We watched for a while until the sheriff’s department, whose members had just been standing around, suddenly moved in and appeared to be taking on a burly role. We could hear bullhorns on the bridge. I feel weak for not having challenged all this. Another friend, whom I had not seen but spoke to later, did push on. She told me that the bullhorns turned out to be manned by Trump supporters and the sheriffs were just nervous that there would be a confrontation.
To some extent there was. As my friend, who is white, walked over the bridge, Trumpsters shouted rude and racist slurs at any non-white people around her, yelling “Go home.” They quailed slightly. My friend, who is in her fifties and describes herself as a “big girl with broad shoulders,” decided to accompany anyone across who wanted to go. She made several trips. The Trumpsters noticed her doing this and one guy spotted that she (as is her habit) was braless. “Get a bra!” he shouted. She laughed at him. “Is that the best shot you have for me?”
About three hundred people made it over the bridge, where not just sheriffs but a SWAT team guarded Mar-a-Lago, complete with a portable gun turret. It seemed like overkill but my bridge-crossing friend was not surprised. Trump is the President after all, and Palm Beach is new territory for security forces. She was told that there were a hundred Trump supporters there during the day but, by the time she got there, she saw only about thirty, mostly men.
Mostly men. Somehow we all seemed to know that, yet again, ours was a women’s protest.
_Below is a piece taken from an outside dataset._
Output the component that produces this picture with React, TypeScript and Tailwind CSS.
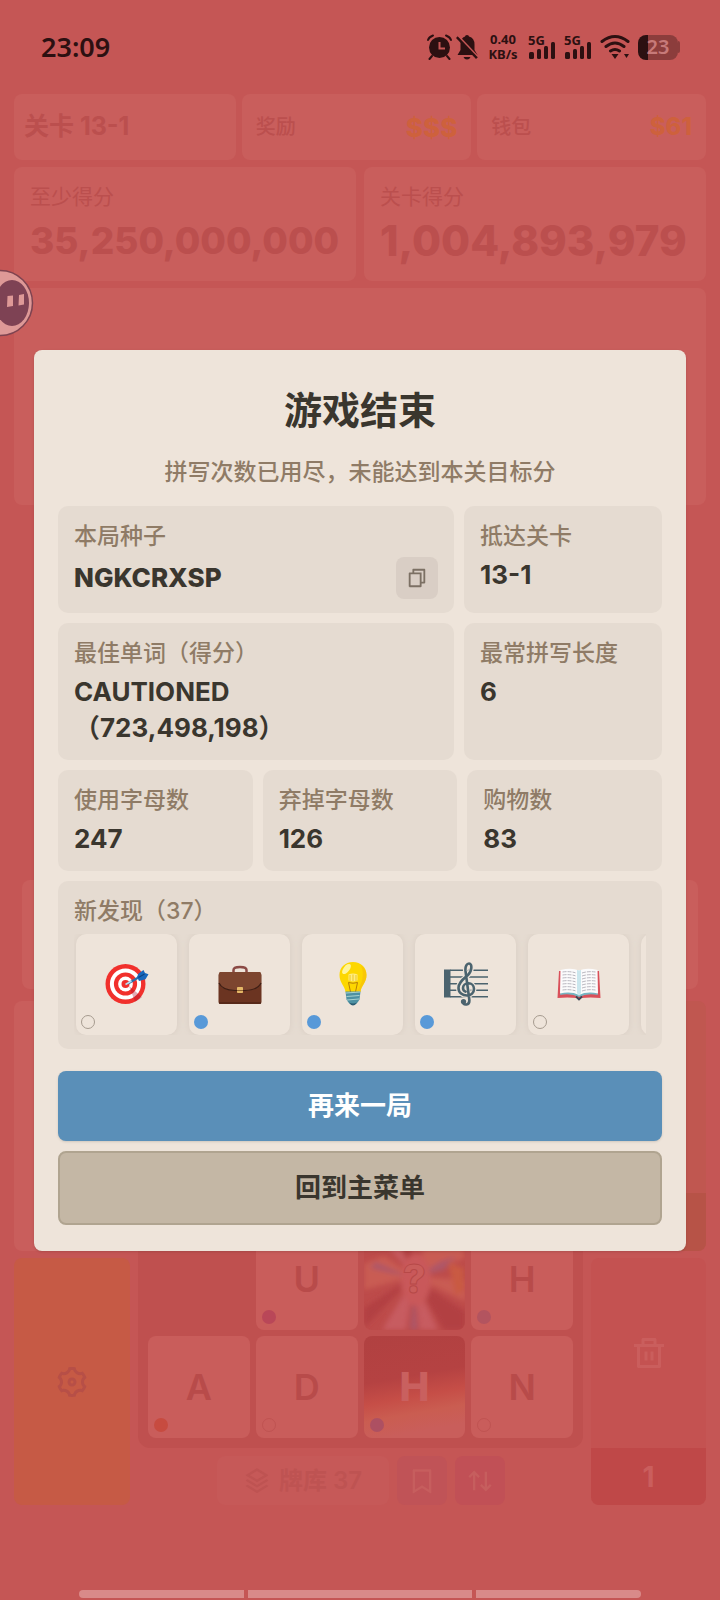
import type { ReactNode } from 'react'
import {
    RiArrowUpDownLine,
    RiBookmarkLine,
    RiDeleteBinLine,
    RiFileCopyLine,
    RiSettings3Line,
    RiStackLine,
} from 'react-icons/ri'

interface Discovery {
    name: string;
    owned: boolean;
    art: ReactNode;
}

interface Letter {
    char: string;
    dot: string;
    look?: 'burst' | 'flame';
}

const TargetArt = () => (
    <svg viewBox="0 0 44 44" className="size-11" aria-hidden="true">
        <circle cx="20.5" cy="22" r="20" fill="#f1302c" />
        <circle cx="20.5" cy="22" r="15.6" fill="#fff" />
        <circle cx="20.5" cy="22" r="11.6" fill="#f1302c" />
        <circle cx="20.5" cy="22" r="7.4" fill="#fff" />
        <circle cx="20.5" cy="22" r="4" fill="#f1302c" />
        <path d="M24 24 37 35a20 20 0 0 1-7 4.500Z" fill="#a5122c" opacity=".35" />
        <path d="M23 21.500 36 14" stroke="#2d6fa8" strokeWidth="2.200" />
        <path d="m20.500 22.500 6-3.500" stroke="#b8dff0" strokeWidth="1.600" />
        <path d="m32 15 1.500-3.500 5-3.500 1.500 3 3.500 1.200-3 5-6.500 1.800Z" fill="#1767bd" />
        <path d="m33.500 15.500 6-3.500" stroke="#0d4381" strokeWidth="1.200" />
    </svg>
)

const BriefcaseArt = () => (
    <svg viewBox="0 0 44 44" className="size-11" aria-hidden="true">
        <path d="M15.500 10V8Q15.500 5 22 5t6.500 3v2" fill="none" stroke="#8b4a45" strokeWidth="2.500" />
        <rect x="0.500" y="11" width="43" height="31" rx="2" fill="#6b3421" />
        <path d="M2 10h40q1 0 1 2v10q-3 6-16 7H17Q4 28 1 22V12q0-2 1-2Z" fill="#7d452f" />
        <path d="M1 21q3 7 16 7.500h10Q40 28 43 21" fill="none" stroke="#3d1e15" strokeWidth="1.200" />
        <path d="M1 41h42" stroke="#502617" strokeWidth="1.500" />
        <rect x="19" y="25" width="6" height="6" rx=".8" fill="#e5b867" />
        <path d="M19 28.500h6" stroke="#8f6231" />
    </svg>
)

const BulbArt = () => (
    <svg viewBox="0 0 44 44" className="size-11" aria-hidden="true">
        <path d="M22 0c-8 0-13.500 5.500-13.500 13 0 8 5 10 6 17h15c1-7 6-9 6-17C35.500 5.500 30 0 22 0Z" fill="#fdd700" />
        <path d="M30 3.500c4 9 1 18-4 26h3.500c1-7 6-9 6-16.500C35.500 9 33.500 5.500 30 3.500Z" fill="#f6bd0c" opacity=".6" />
        <ellipse cx="15.500" cy="7" rx="3" ry="6" transform="rotate(38 15.500 7)" fill="#fff59a" />
        <path d="M17.500 12.500q4.500-2 9 0v6q-4.500 2-9 0Z" fill="#fff3a0" opacity=".8" />
        <path d="M19 13v6M22 12.500v6.500M25 13v6" stroke="#e9bb0a" strokeWidth=".8" />
        <path d="m19.500 30-2-9.500q4.500 1.500 9 0l-2 9.500" fill="none" stroke="#b77e09" />
        <path d="M14.500 29.500h15l-1 8q-3 5.500-6.500 5.500t-6.500-5.500Z" fill="#4d91a3" />
        <path d="m15 31 14-1M15.500 34.500l13-1M16 38l12-1" stroke="#a9d2cf" strokeWidth="1.200" />
        <path d="M18 40.500q4 2 8 0-2 3-4 3t-4-3Z" fill="#2a5c72" />
    </svg>
)

const clef =
    'M18.500 39.500c1 4.500 7.500 4 6.800-2L21.500 9C21 4 23 1.500 25 1.500c3.500 0 3 8-1 11.500-5 4.500-9.500 7.500-9.500 13 0 4.800 4 7.500 8.500 7.500 4.200 0 7-3 7-6.500 0-3.300-2.500-5.700-5.500-5.700-3.200 0-5.500 2.200-5.500 4.700 0 1.700 1 3 2.500 3.600'

const ScoreArt = () => (
    <svg viewBox="0 0 44 44" className="size-11" aria-hidden="true">
        <path d="M0 7.500h6.500v28H0z" fill="#4b636e" />
        <path d="M6 8.300h38M6 15h38M6 21.700h38M6 28.300h38M6 34.700h38" stroke="#4b636e" strokeWidth="1.500" />
        <path d={clef} fill="none" stroke="#eee4da" strokeWidth="5" />
        <path d={clef} fill="none" stroke="#4b636e" strokeWidth="2.600" strokeLinecap="round" />
        <circle cx="19.500" cy="39.500" r="2.600" fill="#4b636e" />
    </svg>
)

const bookLines = [11, 14, 17, 20, 23, 26, 29]

const BookArt = () => (
    <svg viewBox="0 0 44 44" className="size-11" aria-hidden="true">
        <path d="m2 9-1.500 27q10-1 19 0l2.500 1.500 2.500-1.500q9-1 19 0L42 9Z" fill="#d9505a" />
        <path d="M3 33q11-2 19 2 8-4 19-2l-1-3H4Z" fill="#76b4c1" />
        <path d="M3.500 8Q15 5.500 22 8.500V33Q14 29 3 31.500Z" fill="#fbfbfc" />
        <path d="M40.500 8Q29 5.500 22 8.500V33q8-4 19-1.500Z" fill="#fbfbfc" />
        <path d="M20 8q2 0 2 1 0-1 2-1v23l-2 3-2-3Z" fill="#cae6ed" />
        {bookLines.map((y) => (
            <path key={y} d={`M5.500 ${y - 1}q7-1 13 .8M25 ${y}q6-2 13.500-1`} fill="none" stroke="#a7a5ae" strokeWidth=".8" strokeDasharray="4 1" />
        ))}
        <path d="m19 34.500 3 3 3-3" fill="none" stroke="#3e4555" strokeWidth="1.800" />
    </svg>
)

const discoveries: Discovery[] = [
    { name: '靶心', owned: false, art: <TargetArt /> },
    { name: '公文包', owned: true, art: <BriefcaseArt /> },
    { name: '灯泡', owned: true, art: <BulbArt /> },
    { name: '乐谱', owned: true, art: <ScoreArt /> },
    { name: '书本', owned: false, art: <BookArt /> },
]

const letters: (Letter | null)[] = [
    null,
    { char: 'U', dot: 'bg-[#b94758]' },
    { char: '?', dot: '', look: 'burst' },
    { char: 'H', dot: 'bg-[#b3545f]' },
    { char: 'A', dot: 'bg-[#c74b40]' },
    { char: 'D', dot: 'border border-[#bf5352]' },
    { char: 'H', dot: 'bg-[#ad5062]', look: 'flame' },
    { char: 'N', dot: 'border border-[#bf5352]' },
]

const Signal = () => (
    <div className="flex h-6 w-7 flex-col justify-between">
        <span className="text-[13px] leading-[10px] font-bold">5G</span>
        <svg viewBox="0 0 28 17" className="-mt-1 h-[17px] w-7 fill-current" aria-hidden="true">
            <rect x="1" y="10" width="5" height="7" rx="1.500" />
            <rect x="9" y="7" width="4" height="10" rx="1.500" />
            <rect x="16" y="4" width="4" height="13" rx="1.500" />
            <rect x="23" y="0" width="4" height="17" rx="1.500" />
        </svg>
    </div>
)

const StatusBar = () => (
    <header className="flex h-[94px] shrink-0 items-center justify-between pr-[26px] pl-[27px] font-['Noto_Sans'] text-[#2c1011]">
        <time className="text-[27px] leading-9 font-semibold">23:09</time>
        <div className="flex items-center gap-2">
            <div className="flex items-center gap-1">
                <svg viewBox="0 0 25 26" className="h-[26px] w-[25px]" fill="none" stroke="currentColor" strokeWidth="2" aria-hidden="true">
                    <path d="M1 6q1-3 5-4.500M24 6q-1-3-5-4.500M5 22l-2.500 3M20 22l2.500 3" strokeLinecap="round" />
                    <circle cx="12.500" cy="13.500" r="10.500" fill="currentColor" stroke="none" />
                    <path d="M12.500 8v6.500H18" stroke="#c55655" />
                </svg>
                <svg viewBox="0 0 22 26" className="h-[26px] w-[22px] fill-current" aria-hidden="true">
                    <path d="M11 1q2 0 2 1.500 5.500 1.500 5.500 8V16l3 5h-20l3-5v-5.500Q4.500 4 9 2.500 9 1 11 1ZM7.500 23h7q-1 2.500-3.500 2.500T7.500 23Z" />
                    <path d="m0 4 2-2 20 21-2 2Z" />
                    <path d="m2 1.500 20 21" stroke="#c55655" strokeWidth="1.500" />
                </svg>
            </div>
            <div className="w-[34px] text-center text-[13px] leading-[15px] font-bold">
                <div>0.40</div>
                <div>KB/s</div>
            </div>
            <Signal />
            <Signal />
            <svg viewBox="0 0 30 26" className="h-[26px] w-[30px]" fill="none" stroke="currentColor" strokeWidth="3" strokeLinecap="round" aria-hidden="true">
                <path d="M2 7.500q13-10 26 0M6 12.500q9-7 18 0M10.500 17q4.500-3 9 0" />
                <path d="M11.500 20h7L15 25ZM24 20h5l-2.500 4Z" fill="currentColor" stroke="none" />
            </svg>
            <div className="flex items-center">
                <div className="flex h-[25px] w-10 items-center justify-center overflow-hidden rounded-lg bg-linear-to-r from-[#2c1011] from-25% to-[#8c3d3c] to-25% text-xl leading-6 font-semibold text-[#c77a79]">
                    23
                </div>
                <div className="h-3 w-[2px] rounded-r bg-[#8c3d3c]" />
            </div>
        </div>
    </header>
)

const Scoreboard = () => (
    <section className="flex shrink-0 flex-col gap-[7px] text-[#bb4f4e]">
        <div className="grid h-[66px] grid-cols-[222fr_230fr_229fr] gap-[6px] [&>div]:flex [&>div]:items-center [&>div]:justify-between [&>div]:rounded-lg [&>div]:bg-[#c95e5c]">
            <div className="px-[10px] text-[25px] font-bold">关卡 13-1</div>
            <div className="px-[14px]">
                <span className="text-xl font-medium">奖励</span>
                <span className="text-[26px] font-extrabold text-[#ce613c]">$$$</span>
            </div>
            <div className="px-[14px]">
                <span className="text-xl font-medium">钱包</span>
                <span className="text-2xl font-extrabold text-[#ce613c]">$61</span>
            </div>
        </div>
        <div className="grid h-[114px] grid-cols-2 gap-2 [&>div]:rounded-lg [&>div]:bg-[#c95e5c] [&>div]:px-4 [&>div]:pt-4">
            <div>
                <div className="text-[21px] leading-7">至少得分</div>
                <div className="text-[37px] leading-[60px] font-extrabold">35,250,000,000</div>
            </div>
            <div>
                <div className="text-[21px] leading-7">关卡得分</div>
                <div className="text-[42px] leading-[60px] font-extrabold">1,004,893,979</div>
            </div>
        </div>
        <div className="h-[217px] rounded-lg bg-[#c95e5c]" />
    </section>
)

const tileLooks = {
    plain: 'bg-[#c95d5b] text-[#b84b4a] font-semibold text-[36px]',
    burst: 'bg-[#bd4b4a] text-[#c95d5b] font-extrabold text-[40px] [-webkit-text-stroke:1px_#b74948]',
    flame: 'bg-[linear-gradient(170deg,#b14141_0%,#b54242_40%,#c64e47_58%,#ca5d51_72%,#c95e5b_88%)] text-[#c9605f] font-extrabold text-[40px]',
}

const Burst = () => (
    <svg viewBox="0 0 102 102" className="absolute inset-0 size-full" aria-hidden="true">
        <filter id="soft">
            <feGaussianBlur stdDeviation="2.500" />
        </filter>
        <g filter="url(#soft)">
            <path d="M50 48 0 62v-26l20-8ZM50 48 68 0h24l10 30ZM50 48l52 4v22Z" fill="#c95c52" />
            <path d="m50 50-32 52h24ZM50 50l6 52h18ZM50 48 8 0h18Z" fill="#c75b60" />
            <path d="m50 48-50 32v20ZM50 50l52 34v18H80ZM50 48 30 0h16Z" fill="#b24043" />
            <path d="m50 60-4 42h8ZM50 50 76 34l16-6-12 14ZM48 50 12 34l-6 6Z" fill="#ae5768" />
            <path d="m84 34 16 6v22l-8 6Z" fill="#c95a42" />
            <ellipse cx="52" cy="52" rx="15" ry="26" fill="#c9595a" />
        </g>
    </svg>
)

const LetterTile = ({ letter }: { letter: Letter }) => (
    <div className={`relative flex h-[102px] items-center justify-center overflow-hidden rounded-lg ${tileLooks[letter.look ?? 'plain']}`}>
        {letter.look === 'burst' && <Burst />}
        <span className="relative">{letter.char}</span>
        <span className={`absolute bottom-[6px] left-[6px] size-[14px] rounded-full ${letter.dot}`} />
    </div>
)

const Board = () => (
    <section className="flex shrink-0 gap-2">
        <div className="flex w-[116px] flex-col gap-[7px]">
            <div className="h-[250px] rounded-lg bg-[#c95e5c]" />
            <button type="button" aria-label="设置" className="flex h-[247px] items-center justify-center rounded-lg bg-[#c65a45] text-[#b74f47]">
                <RiSettings3Line className="size-9" />
            </button>
        </div>
        <div className="flex flex-1 flex-col justify-end gap-2">
            <div className="grid grid-cols-4 gap-[6px] rounded-xl bg-[#bf504f] px-[10px] pt-3 pb-[10px]">
                {letters.map((letter, i) => (letter ? <LetterTile key={i} letter={letter} /> : <div key={i} />))}
            </div>
            <div className="flex h-[49px] justify-center gap-2">
                <button type="button" className="flex w-[172px] items-center justify-center gap-2 rounded-lg bg-[#c65958] text-2xl font-semibold text-[#be5352]">
                    <RiStackLine className="size-7" />
                    牌库 37
                </button>
                <button type="button" aria-label="书签" className="flex w-[50px] items-center justify-center rounded-lg bg-[#c05357] text-[#c65e5e]">
                    <RiBookmarkLine className="size-7" />
                </button>
                <button type="button" aria-label="排序" className="flex w-[50px] items-center justify-center rounded-lg bg-[#c15056] text-[#c65e5e]">
                    <RiArrowUpDownLine className="size-7" />
                </button>
            </div>
        </div>
        <div className="flex w-[115px] flex-col gap-[7px]">
            <div className="flex h-[250px] flex-col justify-end rounded-lg bg-[#c05750]">
                <div className="h-[58px] rounded-b-lg bg-[#b75347]" />
            </div>
            <button type="button" aria-label="丢弃" className="flex h-[247px] flex-col overflow-hidden rounded-lg bg-[#c45251] text-[#ca5e5d]">
                <span className="flex w-full flex-1 items-center justify-center">
                    <RiDeleteBinLine className="size-9" />
                </span>
                <span className="flex h-[57px] w-full items-center justify-center bg-[#bf4848] text-[28px] font-bold">1</span>
            </button>
        </div>
    </section>
)

const Stat = ({ label, value }: { label: string; value: ReactNode }) => (
    <div className="rounded-[10px] bg-[#e5dbd1] px-4 py-[14px]">
        <dt className="text-[23px] leading-8 font-medium text-[#8f7b66]">{label}</dt>
        <dd className="mt-[5px] text-[26px] leading-9 font-bold">{value}</dd>
    </div>
)

const GameOver = () => (
    <div role="dialog" aria-labelledby="over" className="w-full rounded-lg bg-[#eee4da] px-6 pt-9 pb-[26px] text-[#3a362e] shadow">
        <h1 id="over" className="text-center text-[38px] leading-[48px] font-bold">游戏结束</h1>
        <p className="mt-5 text-center text-[23px] leading-9 font-medium text-[#8f7b66]">拼写次数已用尽，未能达到本关目标分</p>
        <dl className="mt-4 grid grid-cols-[2fr_1fr] gap-[10px]">
            <Stat
                label="本局种子"
                value={
                    <div className="flex items-center justify-between font-extrabold">
                        NGKCRXSP
                        <button type="button" aria-label="复制种子" className="flex size-[42px] items-center justify-center rounded-lg bg-[#d9cec5] text-[#7c7064]">
                            <RiFileCopyLine className="size-[22px]" />
                        </button>
                    </div>
                }
            />
            <Stat label="抵达关卡" value="13-1" />
            <Stat label="最佳单词（得分）" value={<>CAUTIONED<br />（723,498,198）</>} />
            <Stat label="最常拼写长度" value="6" />
        </dl>
        <dl className="mt-[10px] grid grid-cols-3 gap-[10px]">
            <Stat label="使用字母数" value="247" />
            <Stat label="弃掉字母数" value="126" />
            <Stat label="购物数" value="83" />
        </dl>
        <section className="mt-[10px] rounded-[10px] bg-[#e5dbd1] px-4 py-[14px]">
            <h2 className="text-[23px] leading-8 font-medium text-[#8f7b66]">新发现（37）</h2>
            <ul className="mt-[7px] flex gap-3 overflow-hidden pl-[2px]">
                {discoveries.map((item) => (
                    <li key={item.name} className="relative flex size-[101px] shrink-0 items-center justify-center rounded-[10px] bg-[#eee4da] shadow-[0_0_6px_#d8cdc3]">
                        {item.art}
                        <span className={`absolute bottom-[6px] left-[5px] size-[14px] rounded-full ${item.owned ? 'bg-[#5899d8]' : 'border border-[#a69b8f]'}`} />
                    </li>
                ))}
                <li className="size-[101px] shrink-0 rounded-[10px] bg-[#eee4da] shadow-[0_0_6px_#d8cdc3]" />
            </ul>
        </section>
        <div className="mt-[22px] flex flex-col gap-[10px] text-[26px] font-bold">
            <button type="button" className="h-[70px] rounded-lg bg-[#5a8fb8] text-white shadow-sm">再来一局</button>
            <button type="button" className="h-[74px] rounded-lg border-2 border-[#b0a490] bg-[#c4b7a5]">回到主菜单</button>
        </div>
    </div>
)

const App = () => {
    return (
        <div className="relative flex min-h-screen flex-col bg-[#c55655] px-[14px] font-[Inter,'Noto_Sans_CJK_SC',sans-serif]">
            <StatusBar />
            <Scoreboard />
            <div className="flex flex-1 flex-col justify-end px-2 pt-6 pb-3">
                <div className="h-[109px] rounded-lg bg-[#c95e5c]" />
            </div>
            <Board />
            <footer className="flex h-[95px] shrink-0 items-end gap-1 px-[65px] pb-[2px]">
                <div className="h-2 flex-[165] rounded-l bg-[#d98a89]" />
                <div className="h-2 flex-[225] bg-[#d98a89]" />
                <div className="h-2 flex-[165] rounded-r bg-[#d98a89]" />
            </footer>
            <div className="absolute inset-0 flex items-center justify-center px-[34px]">
                <GameOver />
            </div>
            {/* floating assistant, half tucked behind the left edge */}
            <svg viewBox="0 0 36 68" className="absolute top-[269px] left-0 h-[68px] w-9" aria-hidden="true">
                <circle cx="0" cy="34" r="32.500" fill="#de9997" stroke="#7e4350" strokeWidth="1.500" />
                <ellipse cx="12" cy="34" rx="17" ry="23" fill="#7e4254" />
                <path d="m7.500 27 5.500-.5v10.500l-6 1ZM19 26l5-1v10.500l-5.500 1Z" fill="#de9997" />
            </svg>
        </div>
    )
}

export default App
Frankly, this strikes me as odd, sad even, but it’s highly significant. My friend who walked the bridge told me that her husband dropped her off and picked her up afterwards. There would be room for me in their car next time, she offered. Like many men, her husband sees himself in a supporters’ role. It was the same thing I saw in D.C. a month ago, where someone told me that her niece and a group of pals drove from Maine to march while their menfolk got together and babysat. It’s not that men aren’t just as mad as anyone else, it’s that an important dynamic has shifted.
Thank you, Mr. Trump, for bringing us together? I’m sorry, I can’t call him President Trump. I just can’t.